As Khan, dressed in a pair of jeans and a black leather jacket, stepped out of a limousine in front of the museum, he was welcomed by African and Indian dancers outside the museum amid cheers from a crowd of fans Monday morning.
Accompanied by wife Gauri and close buddy Karan Johar, a filmmaker, Shah Rukh signed autographs for the fans but when some of them tried to embrace him, the matinee idol was whisked away by security guards.
A ceremony inside the premises was restricted to invitees and tickets to the museum were sold out at least for the day.
This would be the second wax statue of the star, after the one included in the Madame Tussauds' museum in London.
Mahatma Gandhi is the only other Indian honoured with a statue in this museum established in 1922.
Elke Mader of the Department of Cultural and Social Anthropology, University of Vienna, a Bollywood researcher, told IANS she was part of a crowd of about 500 fans who waited outside the museum to catch a glimpse of Shah Rukh.
The Austrian professor heads Bollyglobal, a global research project that studies Indian popular cinema in transcultural contexts. Mader flew to Paris soon after wrapping up a presentation at an international workshop on Reflections on Visual Culture at the University.
In the presentation titled 'Images of the Imaginary: Shah Rukh Khan Fanart and the Internet', Mader talked about the growing love for Bollywood across the world and the birth of a range of other activities that go beyond simply viewing films. The professor's research concentrates on Shah Rukh and the rise of the star and producer as an icon of audiences and fans of diverse cultural backgrounds.

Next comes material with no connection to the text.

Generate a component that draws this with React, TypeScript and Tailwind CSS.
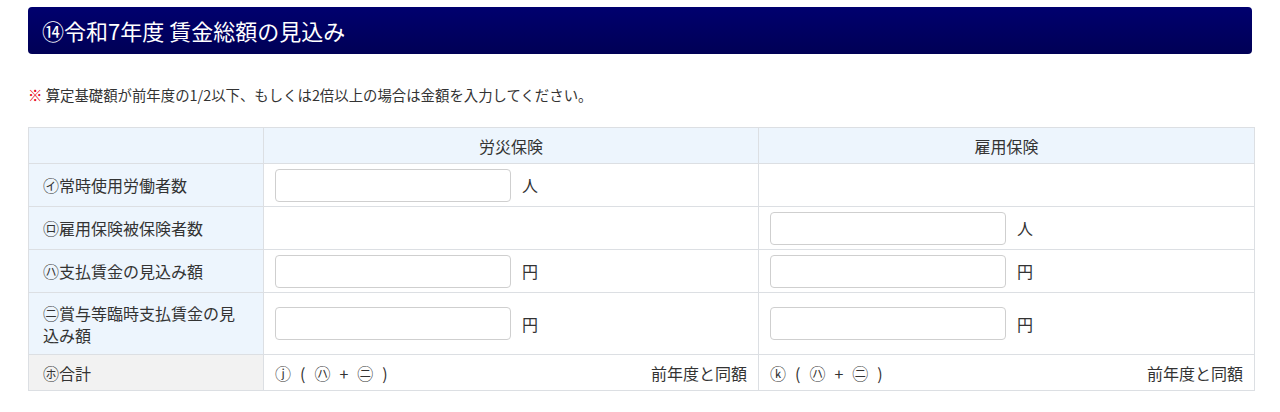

Nasreen Munni Kabir, a British Indian filmmaker who made documentary "The Inner/ Outer World of Shah Rukh Khan" and introduced the star to the Grévin in 2007, is glad to see the French people taking to Indian cinema.
"As the popularity of films is based on the appeal of stars it is only natural for the Grévin to display (a wax statue of) Shah Rukh," Kabir wrote to IANS in an email.
Kabir who studied films in France spoke about many immigrants in France who love Indian cinema.
"Think of the many people of Morocco, Tunisia and Algeria living in Paris who know Shah Rukh and love him. The gesture by Grévin is a recognition of the influence of non-white personalities around the world and their huge fan following. It is a positive sign in Europe to include acknowledge the contribution of non-white cultures," Kabir said.
Shah Rukh's frequent visits to Europe have resulted in a group of ardent fans on this continent that Mader compares to pilgrims who perform rituals similar to devotees of gods and goddesses like waiting for hours often even in discomfort in order to get a glimpse or a touch of their idol.
"Bollywood and more specifically Shah Rukh fan communities form part of the rapidly growing 'digitally empowered active audiences' that have become active and visible on the net during the past decade. Such internet activities are a typically global phenomenon. They are focused on Indian movies and Shah Rukh and are locally or regionally based at German, Japanese or Spanish speaking networks," Mader said.
Giving the example of a forum called planet.srk, devoted to the Indian superstar, the professor counted 9,200 members, 9,717 threads, and 459,907 posts on April 20.
And this is only the beginning of Mader's research on Shah Rukh.